The original pillars of the Super Hornet for the navy were more range, more endurance, more weapons carriage capability, more survivability and more growth. Growth has been designed in since day one. When Canada first bought the CF-18, it was the coolest thing in the world. We had fly by wire, computers and everything else, right until the first smart bomb was invented and, all of sudden, we didn’t have the wiring, the plumbing or the computing power to put a smart weapon on a CF-18. Those lessons were learned early on. With computing power doubling every 18 months or so, right from the beginning all systems have a road map or growth plan for how they will integrate upgrades. The Super Hornet today is not the same one I flew when I started development testing about 10 years ago – it is all new and the systems are state of the art.
Tie that growth plan into the introduction of unmanned fighters, because they might be operational faster than some expect. How do they fit within the Super Hornet construct, if you will?
It goes to a bigger construct of what are we doing with manned fighters and future missions. You can probably ask five different people and get five different answers, but my feeling is that UAVs will have a solid place on the long, boring missions where you need persistence to put a camera over enemy territory and for high-threat, risky missions where you need to put a bomb on ground that is heavily protected. When you then start to talk about the need for stealth, there is now a grocery list of small-to-large stealthy UAVs that have all kinds of specialities that can be used, especially since there is no need to risk a manned fighter to do that job. Conversely, one would consider manned airplanes for the missions we’ve discussed, supporting troops on the ground where you have rapid change in the mission, situations where you need eyes-on like close air support, which by definition means friendlies within visual range of where you are dropping these bombs.
Stealth could be a capability that is created and then countered, and then advanced further and countered again, and so on. Is it being oversold in the context of next-gen fighters?
Most fire control radars today and in the past, because of size, operate in the X-band, so the stealth that we are talking about is X-band stealth.
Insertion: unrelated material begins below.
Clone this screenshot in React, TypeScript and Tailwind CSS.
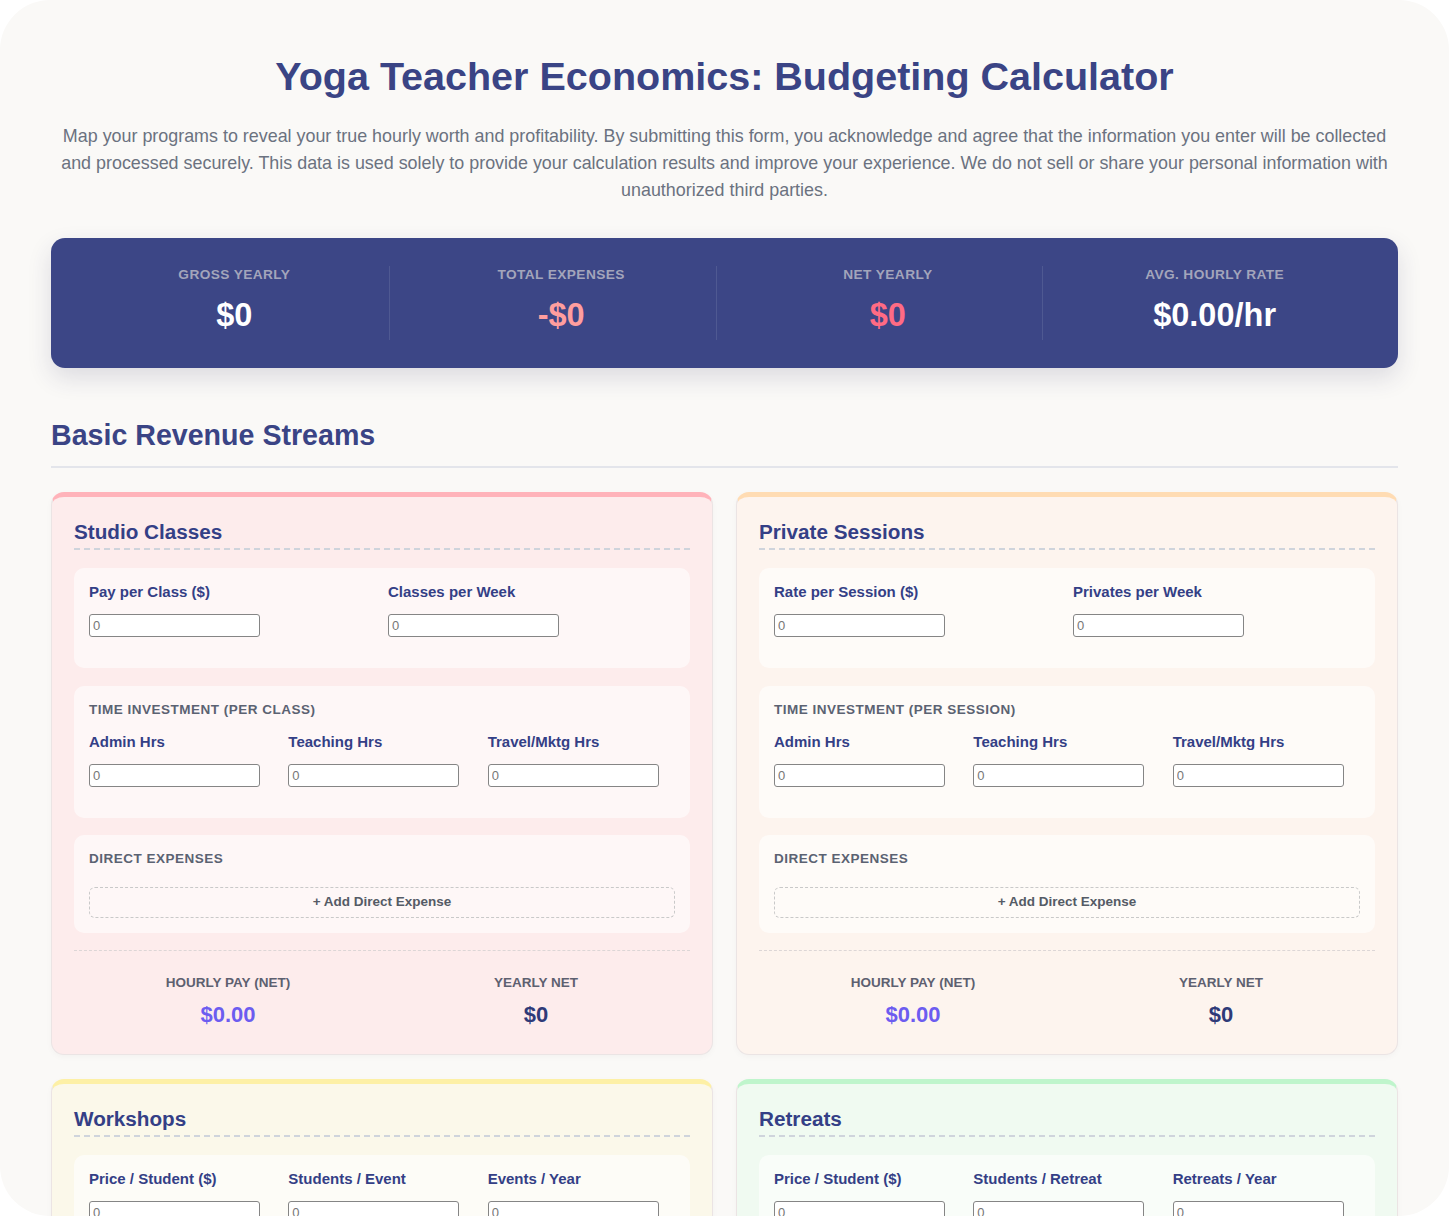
import React from 'react';

type Stream = {
  title: string;
  card: string;
  per: string;
  fields: string[];
  cols: string;
};

const STREAMS: Stream[] = [
  {
    title: 'Studio Classes',
    card: 'bg-[#fdecec] border-t-[#ffb3ba]',
    per: 'Time Investment (per class)',
    fields: ['Pay per Class ($)', 'Classes per Week'],
    cols: 'grid-cols-2',
  },
  {
    title: 'Private Sessions',
    card: 'bg-[#fdf4ee] border-t-[#ffdcb3]',
    per: 'Time Investment (per session)',
    fields: ['Rate per Session ($)', 'Privates per Week'],
    cols: 'grid-cols-2',
  },
  {
    title: 'Workshops',
    card: 'bg-[#fbf8ea] border-t-[#fdf0a6]',
    per: 'Time Investment (per event)',
    fields: ['Price / Student ($)', 'Students / Event', 'Events / Year'],
    cols: 'grid-cols-3',
  },
  {
    title: 'Retreats',
    card: 'bg-[#f0faf1] border-t-[#bff5cc]',
    per: 'Time Investment (per retreat)',
    fields: ['Price / Student ($)', 'Students / Retreat', 'Retreats / Year'],
    cols: 'grid-cols-3',
  },
];

const SUMMARY = [
  { label: 'Gross Yearly', value: '$0', color: 'text-white' },
  { label: 'Total Expenses', value: '-$0', color: 'text-[#ff9e9e]' },
  { label: 'Net Yearly', value: '$0', color: 'text-[#ff6b84]' },
  { label: 'Avg. Hourly Rate', value: '$0.00/hr', color: 'text-white' },
];

const Field = ({ label }: { label: string }) => (
  <div className="pb-[16px]">
    <label className="block text-[15px] leading-[18px] font-bold text-[#343f86] mb-[13px]">
      {label}
    </label>
    <input
      type="text"
      placeholder="0"
      className="block w-[171px] h-[23px] rounded-[3px] border border-[#858585] bg-white px-[3px] text-[13px] text-[#555] placeholder:text-[#777] outline-none"
    />
  </div>
);

const BoxHeading = ({ children }: { children: React.ReactNode }) => (
  <h4 className="text-[13.5px] leading-[16px] font-bold uppercase tracking-[0.5px] text-[#5b6272]">
    {children}
  </h4>
);

const StreamCard = ({ stream }: { stream: Stream }) => (
  <div
    className={`rounded-[13px] border border-[#ebe4e4] border-t-[5px] shadow-[0_2px_6px_rgba(0,0,0,0.03)] px-[22px] pt-[23px] pb-[25px] ${stream.card}`}
  >
    <h3 className="text-[20.7px] leading-[24px] font-bold text-[#343f86] pb-[4px] border-b-2 border-dashed border-[#cfd4dc]">
      {stream.title}
    </h3>

    <div className={`mt-[18px] rounded-[10px] bg-white/60 p-[15px] grid gap-x-[12px] ${stream.cols}`}>
      {stream.fields.map((f) => (
        <Field key={f} label={f} />
      ))}
    </div>

    <div className="mt-[18px] rounded-[10px] bg-white/60 p-[15px] pt-[16px]">
      <BoxHeading>{stream.per}</BoxHeading>
      <div className="mt-[15px] grid grid-cols-3 gap-x-[12px]">
        <Field label="Admin Hrs" />
        <Field label="Teaching Hrs" />
        <Field label="Travel/Mktg Hrs" />
      </div>
    </div>

    <div className="mt-[17px] rounded-[10px] bg-white/60 p-[15px] pt-[16px]">
      <BoxHeading>Direct Expenses</BoxHeading>
      <button className="mt-[20px] w-full h-[31px] rounded-[6px] border border-dashed border-[#c9c9c9] text-[13.5px] font-bold text-[#555b66]">
        + Add Direct Expense
      </button>
    </div>

    <div className="mt-[17px] border-t border-dashed border-[#dcd6d6] pt-[24px] grid grid-cols-2">
      <div className="flex flex-col items-center">
        <span className="text-[13.5px] leading-[16px] font-bold uppercase text-[#5d6070]">
          Hourly Pay (Net)
        </span>
        <span className="mt-[10px] text-[22px] leading-[28px] font-bold text-[#6c5cf0]">$0.00</span>
      </div>
      <div className="flex flex-col items-center">
        <span className="text-[13.5px] leading-[16px] font-bold uppercase text-[#5d6070]">
          Yearly Net
        </span>
        <span className="mt-[10px] text-[22px] leading-[28px] font-bold text-[#2f3a78]">$0</span>
      </div>
    </div>
  </div>
);

export default function App() {
  return (
    <div className="bg-white font-['Liberation_Sans',Arial,Helvetica,sans-serif]">
      <div className="h-[1216px] overflow-hidden rounded-[50px] bg-[#faf9f7] px-[51px] pt-[52px]">
        <h1 className="text-center text-[39.5px] leading-[48px] font-bold text-[#3a4485]">
          Yoga Teacher Economics: Budgeting Calculator
        </h1>
        <p className="mt-[23px] px-[4px] text-center text-[17.9px] leading-[27px] text-[#6b7280]">
          Map your programs to reveal your true hourly worth and profitability. By submitting this
          form, you acknowledge and agree that the information you enter will be collected and
          processed securely. This data is used solely to provide your calculation results and
          improve your experience. We do not sell or share your personal information with
          unauthorized third parties.
        </p>

        <div className="mt-[34px] h-[130px] rounded-[14px] bg-[#3c4686] shadow-[0_10px_24px_rgba(40,45,90,0.14)] px-[20px] grid grid-cols-4 items-center">
          {SUMMARY.map((s, i) => (
            <div key={s.label} className="relative h-[74px] flex flex-col items-center">
              {i > 0 && <span className="absolute left-[-9px] top-0 bottom-0 w-px bg-[#4f5992]" />}
              <span className="text-[13.7px] leading-[18px] font-bold uppercase tracking-[0.4px] text-[#a3a5bb]">
                {s.label}
              </span>
              <span className={`mt-[11px] text-[32.5px] leading-[40px] font-bold ${s.color}`}>
                {s.value}
              </span>
            </div>
          ))}
        </div>

        <h2 className="mt-[50px] pb-[14px] border-b-2 border-[#e3e5eb] text-[28.6px] leading-[34px] font-bold text-[#3a4485]">
          Basic Revenue Streams
        </h2>

        <div className="mt-[24px] grid grid-cols-2 gap-x-[23px] gap-y-[24px]">
          {STREAMS.map((s) => (
            <StreamCard key={s.title} stream={s} />
          ))}
        </div>
      </div>
    </div>
  );
}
It’s not impossible for radars to see a stealth airplane, but it’s exceptionally difficult for X-band radars to see one. But everybody who wants to shoot down an airplane knows that there is a lot of money to be made by having a weapon system that can see them, and they need only operate in a different radar band. Those systems are coming fast and furious. The navy was aware of this and took a very pragmatic approach. They said, we want as much stealth as you can put into this airplane right up until you start manipulating the design because of stealth. If you are going to do that, we want to be part of the conversation. They were not going to sacrifice some must-have capabilities for the sake of stealth. There is an impact on flying quality, range, endurance, configuration – the whole shape is different.
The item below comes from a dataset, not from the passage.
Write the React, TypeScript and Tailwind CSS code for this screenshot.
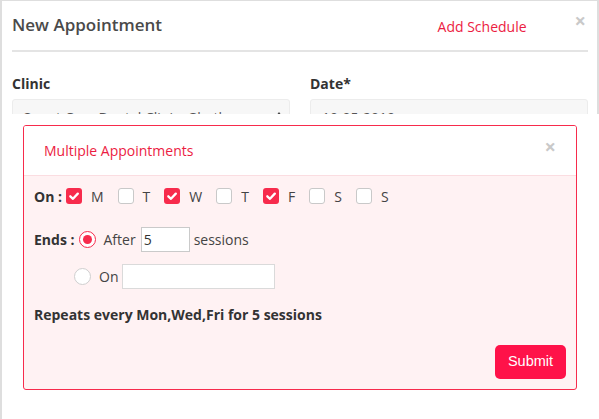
import React from "react";

const days: [string, boolean][] = [
  ["M", true],
  ["T", false],
  ["W", true],
  ["T", false],
  ["F", true],
  ["S", false],
  ["S", false],
];

const CheckBox = ({ checked }: { checked: boolean }) =>
  checked ? (
    <span className="flex h-4 w-4 shrink-0 items-center justify-center rounded-[3px] bg-[#f72b4c]">
      <svg viewBox="0 0 16 16" className="h-4 w-4">
        <path d="M4.3 8.3 L7 10.8 L11.8 5.6" fill="none" stroke="#fff" strokeWidth="2.3" strokeLinecap="round" strokeLinejoin="round" />
      </svg>
    </span>
  ) : (
    <span className="h-4 w-4 shrink-0 rounded-[3px] border border-[#c9c9c9] bg-white" />
  );

const Radio = ({ checked }: { checked: boolean }) =>
  checked ? (
    <span className="flex h-[17px] w-[17px] shrink-0 items-center justify-center rounded-full border-[1.5px] border-[#f72b4c] bg-white">
      <span className="h-[9px] w-[9px] rounded-full bg-[#f72b4c]" />
    </span>
  ) : (
    <span className="h-[17px] w-[17px] shrink-0 rounded-full border border-[#cfcfcf] bg-white" />
  );

const App = () => {
  return (
    <div className="relative h-[419px] w-[599px] overflow-hidden bg-white font-['Open_Sans',sans-serif] text-[#444]">
      <div className="h-full border-l-2 border-r-2 border-t border-[#dedede] pl-[10px] pr-[9px]">
        <div className="flex h-[51px] items-start border-b-2 border-[#e4e4e4] pt-[12px]">
          <h1 className="text-[17px] font-semibold leading-[24px] text-[#4a4a4a]">New Appointment</h1>
          <span className="ml-auto mt-[4px] text-[14px] leading-[20px] text-[#ec1c42]">Add Schedule</span>
          <span className="ml-[48px] mr-[2px] mt-[0px] text-[20px] font-bold leading-[16px] text-[#c9c9c9]">×</span>
        </div>

        <div className="mt-[22px] grid grid-cols-2 gap-5">
          <div>
            <label className="block text-[14px] font-bold leading-[20px] text-[#333]">Clinic</label>
            <div className="mt-[5px] flex h-[36px] items-center rounded-[3px] border border-[#ececec] bg-[#f7f7f7] pl-[9px] pr-[6px] text-[14px] text-[#555]">
              <span className="truncate">Quest Care Dental Clinic, Ghatkopar</span>
              <svg viewBox="0 0 8 12" className="ml-auto h-3 w-2 shrink-0">
                <path d="M4 1 L7 5 L1 5 Z M4 11 L7 7 L1 7 Z" fill="#444" />
              </svg>
            </div>
          </div>
          <div>
            <label className="block text-[14px] font-bold leading-[20px] text-[#333]">Date*</label>
            <div className="mt-[5px] flex h-[36px] items-center rounded-[3px] border border-[#ececec] bg-[#f7f7f7] pl-[11px] text-[14px] text-[#555]">
              10-05-2019
            </div>
          </div>
        </div>
      </div>

      <div className="absolute bottom-0 left-[2px] right-0 top-[114px] bg-white pl-[21px] pt-[11px]">
        <div className="flex h-[265px] w-[554px] flex-col overflow-hidden rounded-[3px] border border-[#f72b4c] bg-[#fff2f3]">
          <div className="flex h-[51px] items-center border-b border-[#fbdde1] bg-white pl-[20px] pr-[20px]">
            <span className="text-[14px] leading-[20px] text-[#ec1c42]">Multiple Appointments</span>
            <span className="ml-auto -mt-[8px] text-[20px] font-bold leading-[16px] text-[#c9c9c9]">×</span>
          </div>

          <div className="flex flex-1 flex-col px-[10px] pt-[12px] pb-[10px] text-[14px]">
            <div className="flex h-4 items-center">
              <span className="mr-[4px] font-bold text-[#333]">On :</span>
              {days.map(([d, c], i) => (
                <div key={i} className="flex items-center">
                  <CheckBox checked={c} />
                  <span className="ml-[9px] mr-[14px]">{d}</span>
                </div>
              ))}
            </div>

            <div className="mt-[23px] flex h-[25px] items-center">
              <span className="font-bold text-[#333]">Ends :</span>
              <span className="ml-[4px]">
                <Radio checked />
              </span>
              <span className="ml-[8px]">After</span>
              <span className="ml-[5px] flex h-[25px] w-[49px] items-center border border-[#cacaca] bg-white pl-[2px] text-[#333]">5</span>
              <span className="ml-[4px]">sessions</span>
            </div>

            <div className="mt-[12px] flex h-[25px] items-center pl-[40px]">
              <Radio checked={false} />
              <span className="ml-[8px]">On</span>
              <span className="ml-[4px] h-[25px] w-[153px] border border-[#dadada] bg-white" />
            </div>

            <p className="mt-[16px] font-bold leading-[20px] text-[#333]">Repeats every Mon,Wed,Fri for 5 sessions</p>

            <div className="mt-[20px] flex justify-end">
              <button className="h-[34px] w-[71px] rounded-[5px] bg-[#ff1249] font-['Liberation_Sans',Arial,sans-serif] text-[14.5px] text-white">
                Submit
              </button>
            </div>
          </div>
        </div>
      </div>
    </div>
  );
};

export default App;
The Super Hornet is far stealthier then people give it credit for. What is the purpose of stealth to begin with? It’s not an offensive tool, it’s a survivability tool. And survivability was one of the five tenets the Super Hornet was designed on. There are many ways to make an airplane more survivable, and stealth is just one in a whole shopping list. The Super Hornet has a towed decoy system and jammers, and redundancies like twin engines and multiple electrical systems and hydraulic systems which add tremendous survivability. A single-engine design can be made very stealthy, but it is also very vulnerable to the slightest damage and when radar systems operating far from X-band detect that plane, the sacrifices in the design to obtain that stealth will become a serious Achilles heel.
If I’m a young fighter pilot in the RCAF, what would I immediately notice about the Super Hornet?
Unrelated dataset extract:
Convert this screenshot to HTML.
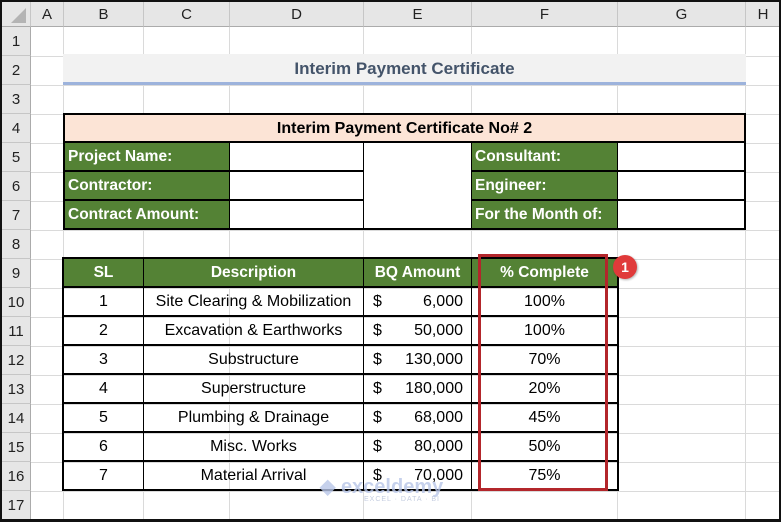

To begin with, what they would notice is familiarity. The transition from a Hornet to a Super Hornet is super easy. The way the airplane is laid out, the way you start it and fly it – the man-machine interface part is almost exactly the same. I was on the program before there was a flight manual. I read some tech orders, started it up and went flying, having never been instructed. The transition for anybody qualified in the Hornet is minimal.
What they would experience when they got in the airplane is kind of shocking. The information coming through the displays and the sensors and the radar are unbelievable. They would also be able to fly much farther ranges because the airplane has more fuel and is more efficient. I threw some charts together once for Canada: I recall that we couldn’t fly from Cold Lake to Inuvik, for example, without stopping in Whitehorse. If you’re flying from Cold Lake to Bagotville and there’s a winter storm in Thunder Bay, you’re not going unless you have a tanker. Conversely, the Super Hornet can fly from base to base without any need to stop for fuel. It has great range and endurance.
Another capability is the ability to be a tanker and give gas to other fighters. The Super Hornet can carry a refueling pod that goes on the centreline tank. I cannot overstate the importance of having that capability today. So many times when I flew the CF-18 and we were called to do a mission, the first thing we would ask was, is a tanker available? And tankers in Canada come down to priority at a much higher level in the military. If a squadron commander in Cold Lake, for example, wants to deploy four Super Hornets to Inuvik in a snow storm and he is very concerned about range and endurance for obvious reasons, he can put the fuel pod on a fifth aircraft, which can fill everybody at a certain point and then return to Cold Lake, and everybody carries on with the mission. That is a hugely undersold capability of the airplane – the ability to act as an in-house tanker for your own squadron.
The other thing they’d find is that the airplane, though larger and heavier, lands slower. On approach speeds we are about 5-10 knots slower than the CF-18. On the heritage Hornet, once you get loaded up with weapons you start to feel it, the handling changes. In the Super Hornet, it feels the same whether it is loaded or not. One reason why I fly air shows fully loaded with weapons is to prove that there is a big difference in capability above the basic CF-18.